### TASK OBJECTIVE:
Quote, verbatim, all material below, without pictures.

## begin STORED DATA

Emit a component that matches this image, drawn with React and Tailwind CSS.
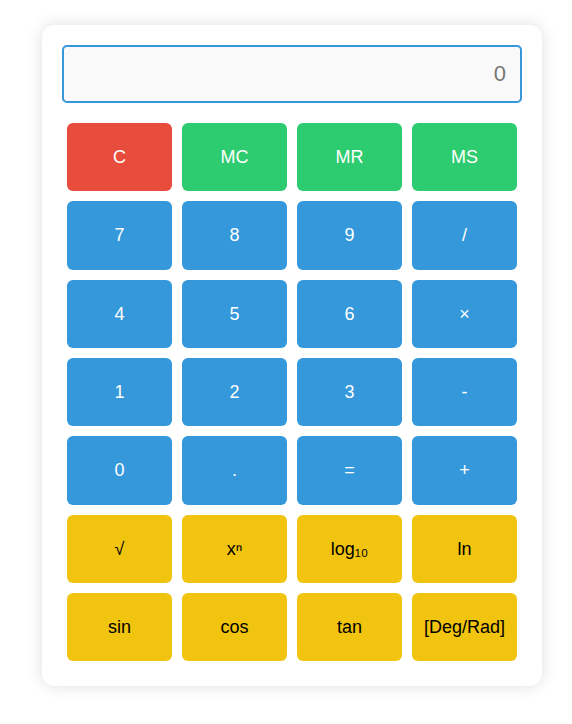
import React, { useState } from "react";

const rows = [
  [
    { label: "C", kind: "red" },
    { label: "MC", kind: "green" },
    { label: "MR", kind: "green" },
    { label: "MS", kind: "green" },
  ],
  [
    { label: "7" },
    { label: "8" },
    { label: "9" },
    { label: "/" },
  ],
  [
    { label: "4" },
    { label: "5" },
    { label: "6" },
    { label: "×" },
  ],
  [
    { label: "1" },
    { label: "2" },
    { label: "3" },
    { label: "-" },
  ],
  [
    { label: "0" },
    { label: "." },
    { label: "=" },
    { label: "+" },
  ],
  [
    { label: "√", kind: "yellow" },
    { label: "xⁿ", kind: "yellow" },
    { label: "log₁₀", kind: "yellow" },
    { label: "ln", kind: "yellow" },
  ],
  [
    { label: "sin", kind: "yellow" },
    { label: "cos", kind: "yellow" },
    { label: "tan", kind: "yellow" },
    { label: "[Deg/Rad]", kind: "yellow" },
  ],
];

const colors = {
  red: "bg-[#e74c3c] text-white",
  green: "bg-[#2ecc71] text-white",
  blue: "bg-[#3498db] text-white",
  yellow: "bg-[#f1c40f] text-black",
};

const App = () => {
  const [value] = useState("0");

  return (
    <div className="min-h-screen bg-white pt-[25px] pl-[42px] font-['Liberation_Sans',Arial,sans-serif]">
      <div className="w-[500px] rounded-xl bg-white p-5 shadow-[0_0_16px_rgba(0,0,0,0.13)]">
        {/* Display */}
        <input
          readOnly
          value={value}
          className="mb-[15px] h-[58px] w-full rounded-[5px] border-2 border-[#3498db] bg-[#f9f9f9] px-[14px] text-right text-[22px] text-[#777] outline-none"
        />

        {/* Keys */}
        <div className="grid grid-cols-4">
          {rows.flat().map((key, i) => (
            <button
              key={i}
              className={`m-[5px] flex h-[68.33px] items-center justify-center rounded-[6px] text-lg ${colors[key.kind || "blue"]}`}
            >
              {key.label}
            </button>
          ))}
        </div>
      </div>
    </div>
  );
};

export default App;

## end STORED DATA

### RESULT OF THIS EXERCISE:
Emit a component that matches this image, drawn with React and Tailwind CSS.
import React, { useState } from "react";

const rows = [
  [
    { label: "C", kind: "red" },
    { label: "MC", kind: "green" },
    { label: "MR", kind: "green" },
    { label: "MS", kind: "green" },
  ],
  [
    { label: "7" },
    { label: "8" },
    { label: "9" },
    { label: "/" },
  ],
  [
    { label: "4" },
    { label: "5" },
    { label: "6" },
    { label: "×" },
  ],
  [
    { label: "1" },
    { label: "2" },
    { label: "3" },
    { label: "-" },
  ],
  [
    { label: "0" },
    { label: "." },
    { label: "=" },
    { label: "+" },
  ],
  [
    { label: "√", kind: "yellow" },
    { label: "xⁿ", kind: "yellow" },
    { label: "log₁₀", kind: "yellow" },
    { label: "ln", kind: "yellow" },
  ],
  [
    { label: "sin", kind: "yellow" },
    { label: "cos", kind: "yellow" },
    { label: "tan", kind: "yellow" },
    { label: "[Deg/Rad]", kind: "yellow" },
  ],
];

const colors = {
  red: "bg-[#e74c3c] text-white",
  green: "bg-[#2ecc71] text-white",
  blue: "bg-[#3498db] text-white",
  yellow: "bg-[#f1c40f] text-black",
};

const App = () => {
  const [value] = useState("0");

  return (
    <div className="min-h-screen bg-white pt-[25px] pl-[42px] font-['Liberation_Sans',Arial,sans-serif]">
      <div className="w-[500px] rounded-xl bg-white p-5 shadow-[0_0_16px_rgba(0,0,0,0.13)]">
        {/* Display */}
        <input
          readOnly
          value={value}
          className="mb-[15px] h-[58px] w-full rounded-[5px] border-2 border-[#3498db] bg-[#f9f9f9] px-[14px] text-right text-[22px] text-[#777] outline-none"
        />

        {/* Keys */}
        <div className="grid grid-cols-4">
          {rows.flat().map((key, i) => (
            <button
              key={i}
              className={`m-[5px] flex h-[68.33px] items-center justify-center rounded-[6px] text-lg ${colors[key.kind || "blue"]}`}
            >
              {key.label}
            </button>
          ))}
        </div>
      </div>
    </div>
  );
};

export default App;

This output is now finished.